Moore is appealing both of Price’s rulings to the Alabama Supreme Court. The Supreme Court granted a stay Feb. 7 on Price’s ban of the prayers, and in response to a plea by the Alabama attorney general’s office, the court granted the recent stay. Moore was originally given until Feb. 20 to take the Ten Commandments down.

“I’m not going to take them down,” Moore said Feb. 14. “This is not just stubbornness. I think it is the first duty of every Christian to acknowledge God.”

Gov. Fob James put Alabama in the national spotlight with his bold statement to guard the Ten Commandments plaque in Moore’s courtroom with force if necessary. But in the midst of national praise and condemnation from religious and legal scholars, James has no intention of backing down on his promise.

“Oh, he’s very serious,” said James’ press secretary, Alfred Sawyer, Feb. 13. After making the comment to Alabama Baptists and state legislators Feb. 5, James appeared in live interviews on “CBS This Morning,” Fox News Network and CNN. “He has every intention of using the National Guard to protect the courtroom from anyone coming in and taking the Ten Commandments down.”

Although Moore appreciates the governor’s support, he would not comment about James’ resolve to use government troops, because the Ten Commandments issue is not resolved. He noted, however, the debate over using the National Guard to defend the Ten Commandments could come down to a power struggle between the state’s top judicial branch and executive branch.

Alabama Attorney General Bill Pryor, who filed Moore’s original case in state court in 1995, said he does not anticipate any confrontation between the National Guard and Judge Price’s order because he does not expect the Alabama Supreme Court to rule against Judge Moore. Pryor would not comment on what legal arguments he would use to justify calling in the troops to defend the Ten Commandments if necessary.

Rather, Pryor is counting on the Alabama Supreme Court to consider Marsh v. Chambers as the precedent to follow in Judge Moore’s situation. “I think when the court looks at that case, this issue is very simple,” Pryor said.

That 1983 Supreme Court case allowed the Nebraska legislature to open its daily sessions with a prayer. However, some First Amendment scholars disagree that the Nebraska case applies to Moore’s legal battle. Charles D. Cole, professor of constitutional law and civil procedure at Samford University’s Cumberland Law School in Birmingham, Ala., noted the Marsh case applied to a lawmaking body made up of adults who could choose to be present for the prayer. Furthermore, Cole noted, the Supreme Court justified its Marsh decision on the framers of the Constitution, saying it was constitutional to open the legislative session with a prayer.

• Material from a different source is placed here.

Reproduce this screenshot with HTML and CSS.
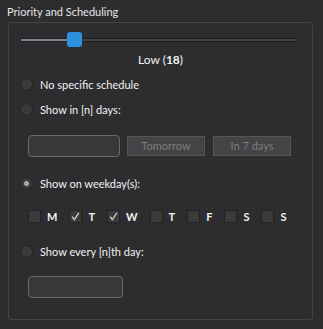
FILE: index.html
```html
<!DOCTYPE html>
<html>
<head>
<meta charset="utf-8">
<link rel="stylesheet" href="styles.css">
</head>
<body>
<div class="title">Priority and Scheduling</div>
<div class="group">
  <div class="slider">
    <div class="groove"><div class="fill"></div></div>
    <div class="handle"></div>
  </div>
  <div class="prio">Low (<b>18</b>)</div>
  <div class="row r1"><span class="radio"></span><span class="lbl">No specific schedule</span></div>
  <div class="row r2"><span class="radio"></span><span class="lbl">Show in [n] days:</span></div>
  <div class="inputs">
    <div class="input"></div>
    <div class="btn">Tomorrow</div>
    <div class="btn">In 7 days</div>
  </div>
  <div class="row r3"><span class="radio on"></span><span class="lbl">Show on weekday(s):</span></div>
  <div class="days">
    <div class="day"><span class="cb"></span><span>M</span></div>
    <div class="day"><span class="cb"><svg width="13" height="13" viewBox="0 0 13 13"><path d="M3.2 6.8 L5.4 9.6 L9.8 2.8" fill="none" stroke="#c9c9c9" stroke-width="1.4"/></svg></span><span>T</span></div>
    <div class="day"><span class="cb"><svg width="13" height="13" viewBox="0 0 13 13"><path d="M3.2 6.8 L5.4 9.6 L9.8 2.8" fill="none" stroke="#c9c9c9" stroke-width="1.4"/></svg></span><span>W</span></div>
    <div class="day"><span class="cb"></span><span>T</span></div>
    <div class="day"><span class="cb"></span><span>F</span></div>
    <div class="day"><span class="cb"></span><span>S</span></div>
    <div class="day"><span class="cb"></span><span>S</span></div>
  </div>
  <div class="row r4"><span class="radio"></span><span class="lbl">Show every [n]th day:</span></div>
  <div class="input input2"></div>
</div>
</body>
</html>
```
FILE: styles.css
```css
html, body {
  margin: 0;
  padding: 0;
  background: #2d2d2f;
  width: 323px;
  height: 329px;
  overflow: hidden;
  font-family: "Lato", "Liberation Sans", sans-serif;
  font-size: 11px;
  color: #f2f2f2;
}
.title {
  height: 22px;
  line-height: 24px;
  padding-left: 7px;
  color: #e6e6e6;
}
.group {
  box-sizing: border-box;
  margin-left: 8px;
  width: 305px;
  height: 298px;
  border: 1px solid #444446;
  border-radius: 3px;
  display: flex;
  flex-direction: column;
}
.slider {
  position: relative;
  margin: 9px 0 0 11px;
  width: 279px;
  height: 15px;
  display: flex;
  align-items: center;
}
.groove {
  width: 100%;
  height: 4px;
  box-sizing: border-box;
  background: #444446;
  border: 1px solid #1f1f20;
  border-radius: 1px;
  display: flex;
}
.fill {
  width: 50px;
  background: #7b8791;
}
.handle {
  position: absolute;
  left: 47px;
  top: 0;
  width: 15px;
  height: 15px;
  border-radius: 3px;
  background: #2b90dd;
}
.prio {
  margin-top: 5px;
  height: 16px;
  line-height: 16px;
  text-align: center;
  font-size: 12px;
}
.prio b { font-weight: 700; }
.row {
  display: flex;
  align-items: center;
  height: 16px;
  padding-left: 11px;
}
.r1 { margin-top: 8px; }
.r2 { margin-top: 9px; }
.r3 { margin-top: 18px; }
.r4 { margin-top: 19px; }
.radio {
  box-sizing: border-box;
  width: 13px;
  height: 13px;
  border-radius: 50%;
  background: #3a3a3c;
  border: 1px solid #222224;
  display: flex;
  align-items: center;
  justify-content: center;
}
.radio.on::after {
  content: "";
  width: 5px;
  height: 5px;
  border-radius: 50%;
  background: #a9a9a9;
}
.lbl { margin-left: 7px; }
.inputs {
  margin-top: 18px;
  padding-left: 19px;
  height: 22px;
  display: flex;
  align-items: center;
}
.input {
  box-sizing: border-box;
  width: 92px;
  height: 22px;
  border: 1px solid #6b6b6d;
  border-radius: 4px;
  background: #38383a;
}
.btn {
  box-sizing: border-box;
  width: 78px;
  height: 20px;
  margin-left: 7px;
  border: 1px solid #565658;
  background: #444446;
  color: #7c7c7e;
  text-align: center;
  line-height: 18px;
}
.btn + .btn { margin-left: 8px; }
.days {
  margin-top: 17px;
  height: 16px;
  padding-left: 19px;
  display: flex;
  align-items: center;
  gap: 12px;
  font-weight: 700;
}
.day {
  display: flex;
  align-items: center;
  gap: 6px;
}
.cb {
  box-sizing: border-box;
  width: 13px;
  height: 13px;
  background: #3a3a3c;
  border: 1px solid #232325;
  display: flex;
}
.cb svg { margin: -1px; }
.input2 {
  margin-top: 17px;
  margin-left: 19px;
  width: 95px;
}
```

“But the framers were not talking about, and they never considered, prayers in court,” Cole said. “That’s a stretch.”

Other church-state experts refer to the legal basis for the 1991 11th Circuit decision that banned a North Carolina judge from opening court with prayer, or the 1993 Fourth Circuit ruling against displaying the Ten Commandments in court.

Cole said he considers the display of the Ten Commandments to be a violation of the First Amendment because the nation is pluralistic and tolerant of all religious beliefs.

“I understand our separation of church and state to mean the state stays out of the church’s business and the church stays out of the government’s business,” Cole said. “I think persons going in to Judge Moore’s court would feel compelled to bend to his beliefs,” he added, noting he felt uncomfortable when he walked into a courtroom in Brazil where a crucifix was hanging above the judge’s bench. “I was not accustomed to a government-established religion.”

Moore, however, does not believe he is establishing a religion but rather upholding his duty to acknowledge God. In fact, by not acknowledging God, he said he would be establishing a religion — atheism.

“Society in the 1700s defined religion in one way — as duties to God,” Moore said, noting the Supreme Court opens its sessions with “God save this honorable court” and Congress begins with prayer. “To say a circuit judge cannot acknowledge God doesn’t make sense.”